At last, the pseudo-god Loki and his son, the dreaded wolf Fenrir, who had both been chained up to prevent them from wreaking further destruction in the Nine Worlds, will break free of their fetters and set about doing precisely what the gods who had imprisoned them had feared. Yggdrasil, the great world-tree that holds the Nine Worlds in its branches and roots, begins to tremble.

The far-seeing Heimdall, the watchman of the gods’ fortress, Asgard, will be the first to spy a vast army of giants headed for the celestial stronghold. Among the gruesome mass was the gods’ fickle friend, Loki, at the helm of the ship Naglfar (“Ship of the Dead”). Heimdall sounded his horn Gjallarhorn (“Resounding Horn”) to alert the gods, who are no doubt alarmed and despairing.

The giants set about destroying the abode of the gods and the entire cosmos along with it. Fenrir, the great wolf, will run across the land with his lower jaw on the ground and his upper jaw scraping against the heavens, consuming everything in between. Even the sun itself will be drug from its height and into the beast’s stomach. Surt, a giant bearing a flaming sword, will sweep across the earth and leave nothing but an inferno in his wake.

But the Gods will fight valiantly to the end. Thor and the sea serpent Jormungand will slay each other, as do Surt and the god Freyr, and likewise Heimdall and Loki. Odin and Tyr both fall to Fenrir and Garmr respectively, who is then killed by Vidar, Odin’s son and avenger.

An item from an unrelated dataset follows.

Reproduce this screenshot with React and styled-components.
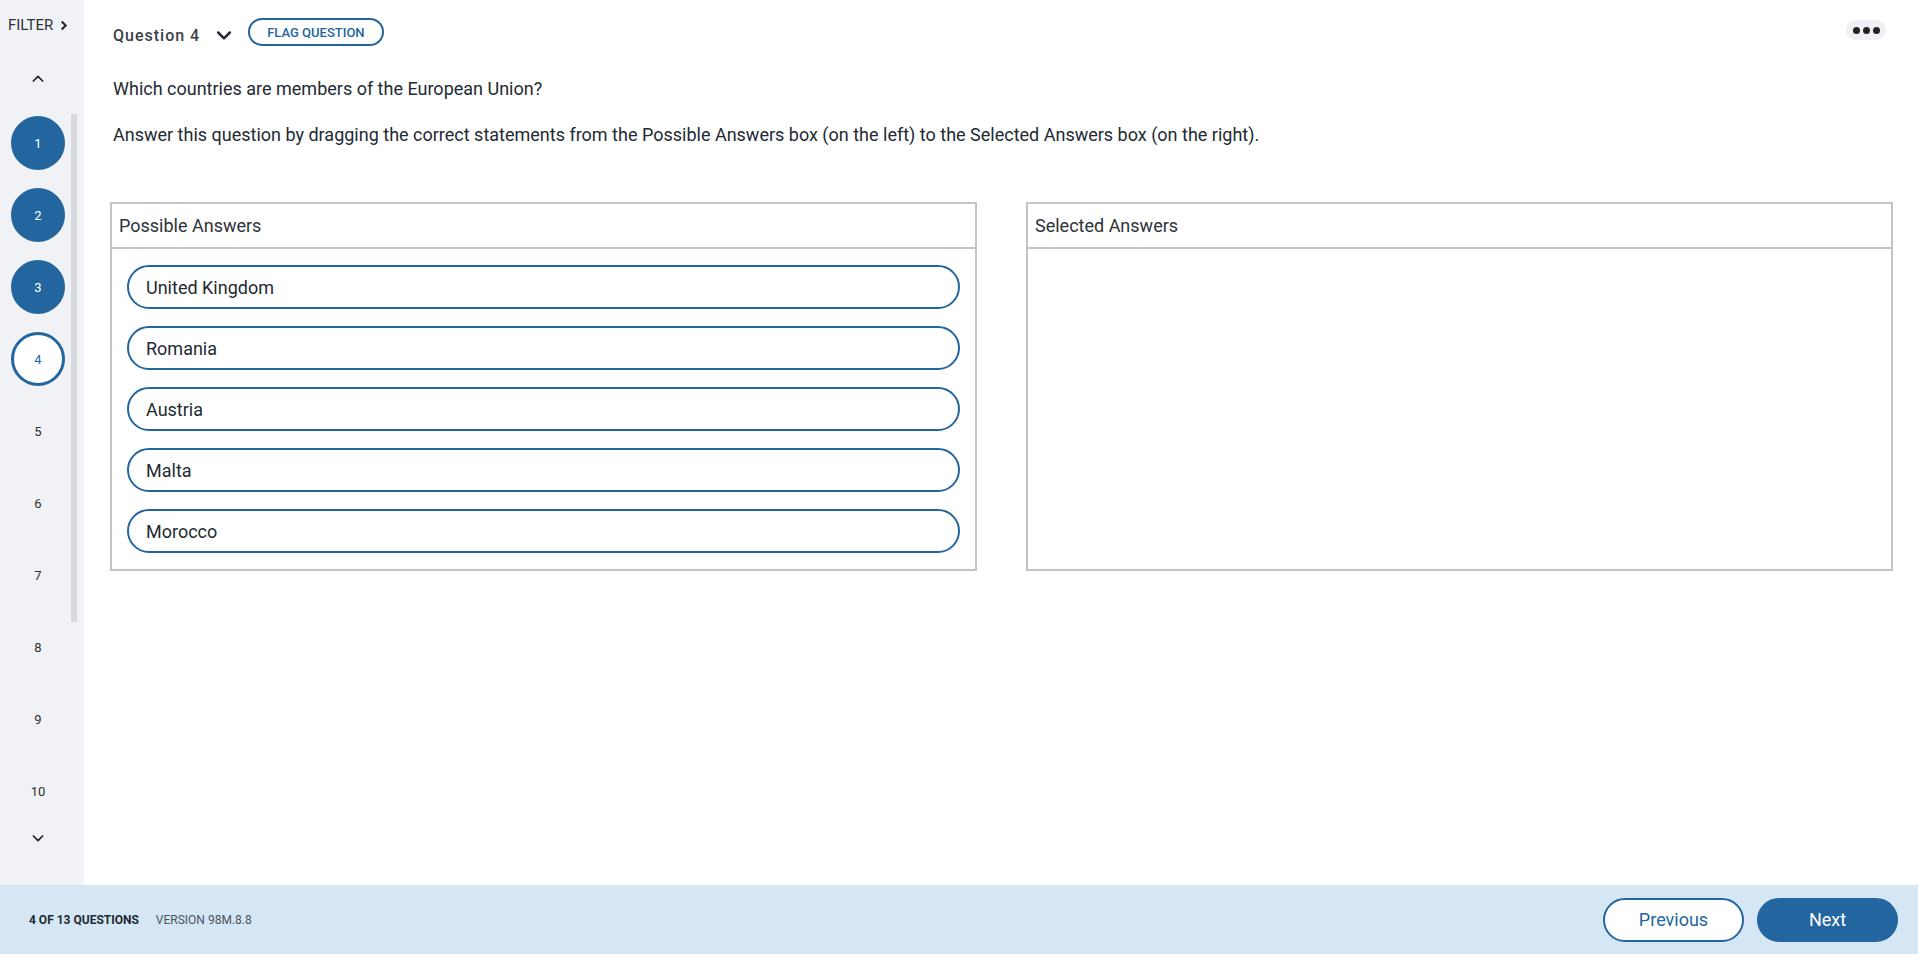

At last, in the ultimate reversal of the original process of creation, the ravaged land will sink back into the sea and vanished below the waves. The perfect darkness and silence of the anti-cosmic void, Ginnungagap, reigning once more.

But this age of death and repose will not last forever. Soon the earth will once again raise from the ocean. Baldur returns from the underworld, and the gladdened land becomes more lush and fruitful than it had been since it was created the previous time. A new human pair, Lif and Lifthrasir, awaken in the green world. The gods, too, return and resumed their merrymaking.